**Entries from a dataset**

## begin

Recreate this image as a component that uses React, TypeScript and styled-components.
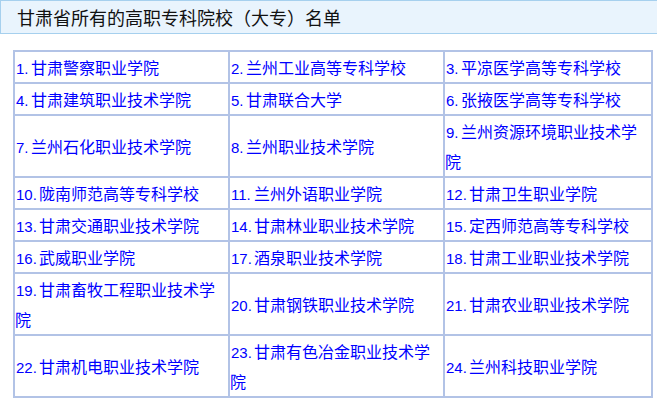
import React from 'react'
import styled, { createGlobalStyle } from 'styled-components'

const GlobalStyle = createGlobalStyle`
  body {
    margin: 0;
    background: #ffffff;
    font-family: "Noto Sans CJK SC", "Noto Sans", sans-serif;
  }
`

const TitleBar = styled.div`
  height: 32px;
  border: 1px solid #a6d0ee;
  border-right: none;
  background: #e9f4fd;
  padding-left: 16px;
  font-size: 18px;
  line-height: 32px;
  color: #111;
`

const Grid = styled.div`
  display: grid;
  grid-template-columns: 213px 213px 206px;
  gap: 2px;
  padding: 2px;
  width: 636px;
  margin: 16px 0 0 13px;
  background: #b2c3e6;
`

const Cell = styled.div`
  display: flex;
  align-items: center;
  min-height: 30px;
  background: #ffffff;
`

const Link = styled.a`
  display: block;
  width: 100%;
  font-size: 16px;
  line-height: 30px;
  color: #0000ff;
  text-decoration: none;
  word-break: break-all;
`

// half-width number, 8px per character like the bitmap font
const Num = styled.span<{ $chars: number }>`
  display: inline-block;
  width: ${(p) => p.$chars * 8}px;
  padding-left: 1px;
  box-sizing: border-box;
  font-family: "Liberation Sans", sans-serif;
  font-size: 15px;
  line-height: 14px;
  white-space: nowrap;
`

const schools = [
  '甘肃警察职业学院',
  '兰州工业高等专科学校',
  '平凉医学高等专科学校',
  '甘肃建筑职业技术学院',
  '甘肃联合大学',
  '张掖医学高等专科学校',
  '兰州石化职业技术学院',
  '兰州职业技术学院',
  '兰州资源环境职业技术学院',
  '陇南师范高等专科学校',
  '兰州外语职业学院',
  '甘肃卫生职业学院',
  '甘肃交通职业技术学院',
  '甘肃林业职业技术学院',
  '定西师范高等专科学校',
  '武威职业学院',
  '酒泉职业技术学院',
  '甘肃工业职业技术学院',
  '甘肃畜牧工程职业技术学院',
  '甘肃钢铁职业技术学院',
  '甘肃农业职业技术学院',
  '甘肃机电职业技术学院',
  '甘肃有色冶金职业技术学院',
  '兰州科技职业学院',
]

export default function App() {
  return (
    <>
      <GlobalStyle />
      <TitleBar>甘肃省所有的高职专科院校（大专）名单</TitleBar>
      <Grid>
        {schools.map((name, i) => {
          const num = `${i + 1}.`
          return (
            <Cell key={name}>
              <Link href="#">
                <Num $chars={num.length}>{num}</Num>
                {name}
              </Link>
            </Cell>
          )
        })}
      </Grid>
    </>
  )
}
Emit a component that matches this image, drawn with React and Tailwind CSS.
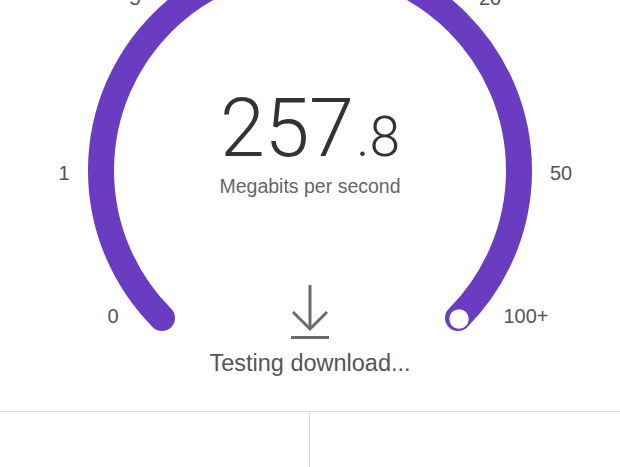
import { Fragment } from 'react';

const PURPLE = '#6a3cc2';

const labels = [
    { text: '0', x: 113, y: 316 },
    { text: '1', x: 64, y: 173 },
    { text: '5', x: 135, y: -2 },
    { text: '20', x: 490, y: -2 },
    { text: '50', x: 561, y: 173 },
    { text: '100+', x: 526, y: 316 },
];

function Gauge() {
    return (
        <svg className="absolute inset-0" width="620" height="411" viewBox="0 0 620 411">
            <path
                d="M 162 318 A 209 209 0 1 1 458 318"
                fill="none"
                stroke={PURPLE}
                strokeWidth="26"
                strokeLinecap="round"
            />
            <circle cx="459" cy="319" r="10.5" fill="#fff" stroke={PURPLE} strokeWidth="1.5" />
        </svg>
    );
}

function DownloadIcon() {
    return (
        <svg width="40" height="56" viewBox="0 0 40 56" fill="none" stroke="#6b6b6b" strokeWidth="3">
            <line x1="20" y1="0" x2="20" y2="43" />
            <polyline points="3,27 20,44 37,27" strokeLinejoin="miter" />
            <line x1="1" y1="52.5" x2="39" y2="52.5" />
        </svg>
    );
}

export default function App() {
    return (
        <div className="w-[620px] h-[467px] bg-white overflow-hidden flex flex-col font-['Liberation_Sans',Arial,sans-serif]">
            {/* Speed gauge */}
            <div className="relative h-[411px] shrink-0">
                <Gauge />
                {labels.map((l) => (
                    <span
                        key={l.text}
                        className="absolute -translate-x-1/2 -translate-y-1/2 text-[20px] leading-none text-[#555]"
                        style={{ left: l.x, top: l.y }}
                    >
                        {l.text}
                    </span>
                ))}
                <div className="relative flex flex-col items-center pt-[88px]">
                    <div className="flex items-baseline font-['Roboto',sans-serif] font-light text-[#333] leading-none">
                        <span className="text-[81px] tracking-[-0.5px]">257</span>
                        <span className="text-[55px] ml-[3px]">.8</span>
                    </div>
                    <div className="mt-[8px] text-[19.5px] leading-none text-[#666]">Megabits per second</div>
                    <div className="mt-[88px]">
                        <DownloadIcon />
                    </div>
                    <div className="mt-[11px] text-[23.5px] leading-none text-[#555]">Testing download...</div>
                </div>
            </div>
            {/* Bottom stats */}
            <div className="grid grid-cols-2 flex-1 border-t border-[#dcdcdc]">
                <div className="border-r border-[#dcdcdc]" />
                <div />
            </div>
        </div>
    );
}
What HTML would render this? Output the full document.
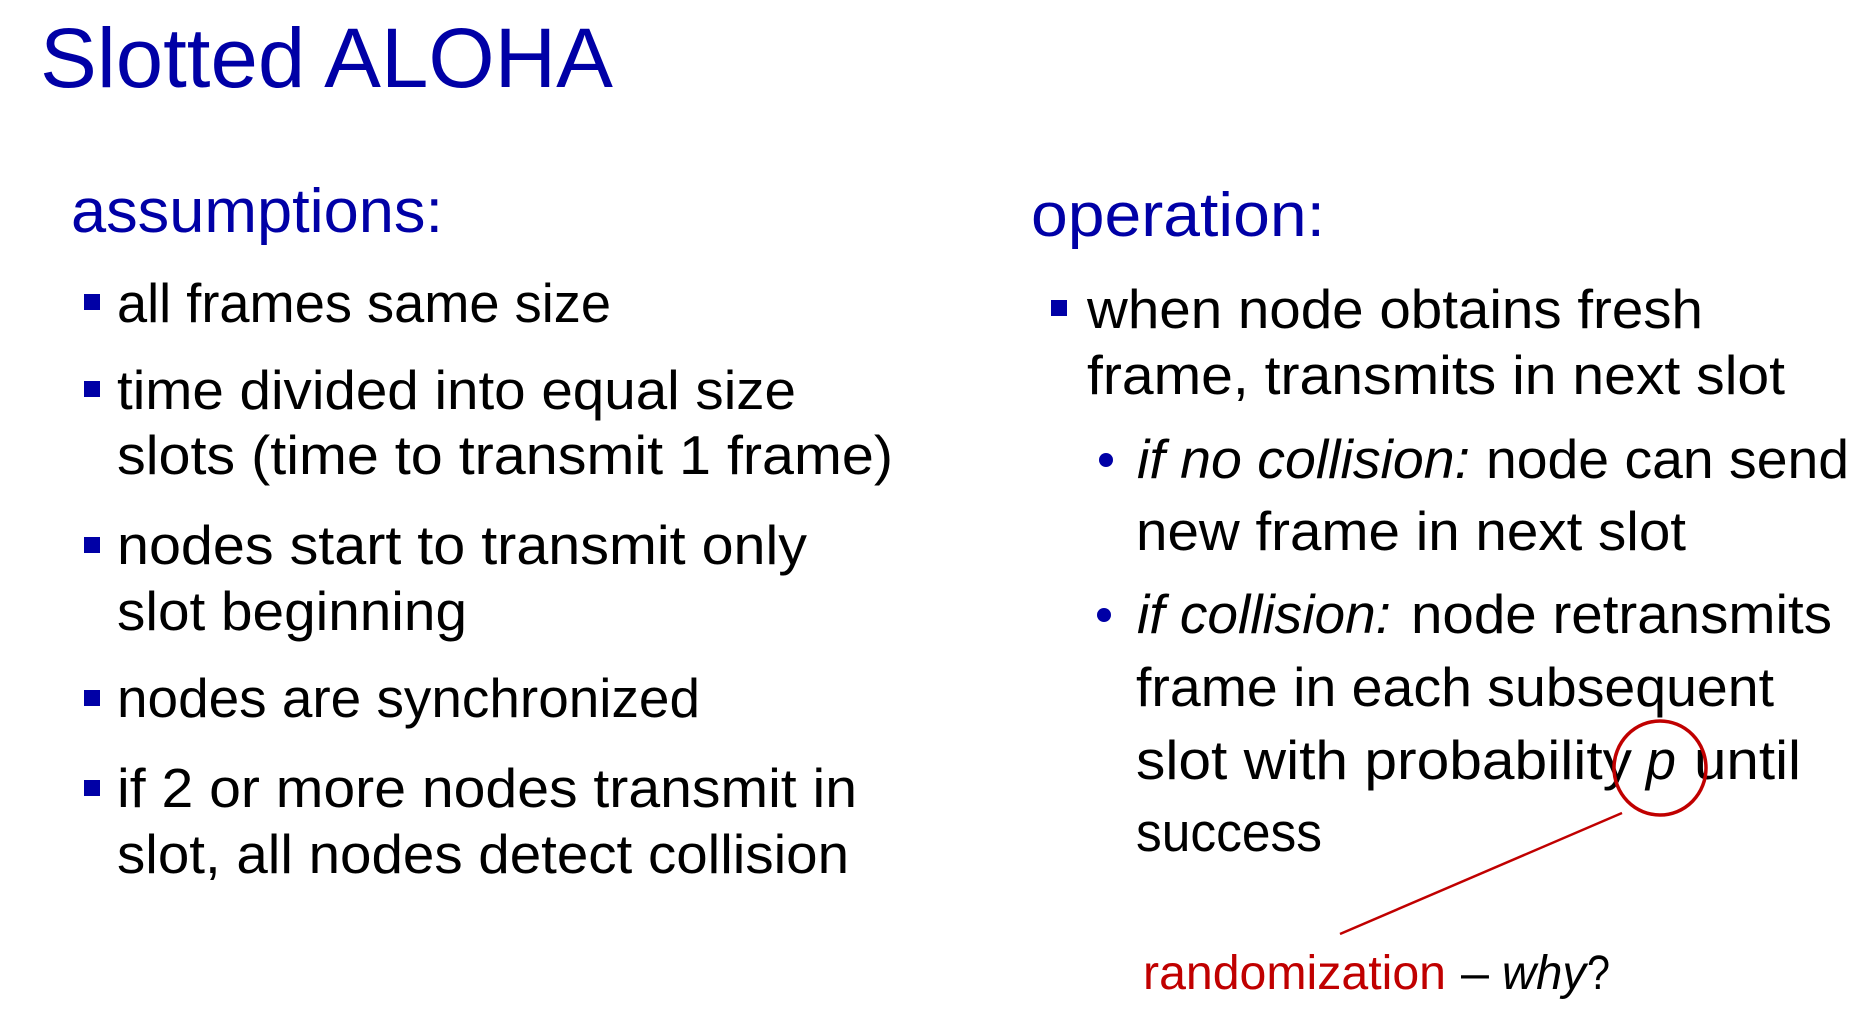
<!DOCTYPE html>
<html><head><meta charset="utf-8"><style>
html,body{margin:0;padding:0;background:#fff;width:1867px;height:1015px;overflow:hidden}
svg{display:block}
text{font-family:"Liberation Sans",sans-serif}
.b{fill:#0000a6}
.t{fill:#000;font-size:55px}
.i{font-style:italic}
</style></head><body>
<svg width="1867" height="1015" viewBox="0 0 1867 1015" xmlns="http://www.w3.org/2000/svg">
<text x="40" y="87" class="b" font-size="84" textLength="573" lengthAdjust="spacingAndGlyphs">Slotted ALOHA</text>
<text x="71" y="232" class="b" font-size="62" textLength="372" lengthAdjust="spacingAndGlyphs">assumptions:</text>

<rect x="84" y="294" width="16" height="16" class="b"/>
<text x="117" y="322" class="t" textLength="494" lengthAdjust="spacingAndGlyphs">all frames same size</text>
<rect x="84" y="381" width="16" height="16" class="b"/>
<text x="117" y="409" class="t" textLength="679" lengthAdjust="spacingAndGlyphs">time divided into equal size</text>
<text x="117" y="474" class="t" textLength="776" lengthAdjust="spacingAndGlyphs">slots (time to transmit 1 frame)</text>
<rect x="84" y="537" width="16" height="16" class="b"/>
<text x="117" y="564" class="t" textLength="690" lengthAdjust="spacingAndGlyphs">nodes start to transmit only</text>
<text x="117" y="630" class="t" textLength="350" lengthAdjust="spacingAndGlyphs">slot beginning</text>
<rect x="84" y="690" width="16" height="16" class="b"/>
<text x="117" y="717" class="t" textLength="583" lengthAdjust="spacingAndGlyphs">nodes are synchronized</text>
<rect x="84" y="780" width="16" height="16" class="b"/>
<text x="117" y="807" class="t" textLength="740" lengthAdjust="spacingAndGlyphs">if 2 or more nodes transmit in</text>
<text x="117" y="873" class="t" textLength="732" lengthAdjust="spacingAndGlyphs">slot, all nodes detect collision</text>

<text x="1031" y="236" class="b" font-size="62" textLength="294" lengthAdjust="spacingAndGlyphs">operation:</text>
<rect x="1051" y="300" width="16" height="16" class="b"/>
<text x="1087" y="328" class="t" textLength="616" lengthAdjust="spacingAndGlyphs">when node obtains fresh</text>
<text x="1087" y="394" class="t" textLength="698" lengthAdjust="spacingAndGlyphs">frame, transmits in next slot</text>

<circle cx="1106" cy="460" r="7" class="b"/>
<text x="1137" y="478" class="t i" textLength="333" lengthAdjust="spacingAndGlyphs">if no collision:</text>
<text x="1486" y="478" class="t" textLength="363" lengthAdjust="spacingAndGlyphs">node can send</text>
<text x="1136" y="550" class="t" textLength="550" lengthAdjust="spacingAndGlyphs">new frame in next slot</text>

<circle cx="1104" cy="615" r="7" class="b"/>
<text x="1137" y="633" class="t i" textLength="254" lengthAdjust="spacingAndGlyphs">if collision:</text>
<text x="1411" y="633" class="t" textLength="421" lengthAdjust="spacingAndGlyphs">node retransmits</text>
<text x="1136" y="706" class="t" textLength="638" lengthAdjust="spacingAndGlyphs">frame in each subsequent</text>
<text x="1136" y="779" class="t" textLength="496" lengthAdjust="spacingAndGlyphs">slot with probability</text>
<text x="1646" y="779" class="t i" textLength="30" lengthAdjust="spacingAndGlyphs">p</text>
<text x="1694" y="779" class="t" textLength="107" lengthAdjust="spacingAndGlyphs">until</text>
<text x="1136" y="851" class="t" font-size="58" textLength="186" lengthAdjust="spacingAndGlyphs">success</text>

<ellipse cx="1660" cy="768" rx="46" ry="47" fill="none" stroke="#c00000" stroke-width="3.5"/>
<line x1="1622" y1="813" x2="1340" y2="934" stroke="#c00000" stroke-width="2.5"/>

<text x="1143" y="989" font-size="48" fill="#c00000" textLength="303" lengthAdjust="spacingAndGlyphs">randomization</text>
<text x="1461" y="989" font-size="48" fill="#000" textLength="28" lengthAdjust="spacingAndGlyphs">–</text>
<text x="1502" y="989" font-size="48" fill="#000" class="i" textLength="84" lengthAdjust="spacingAndGlyphs">why</text>
<text x="1587" y="989" font-size="48" fill="#000" textLength="23" lengthAdjust="spacingAndGlyphs">?</text>
</svg>
</body></html>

## end

**WHAT THE EXERCISE ASKS**
Of all the lines in the listing above, how many include "components"? Write only the number.

**THE ANSWER**
2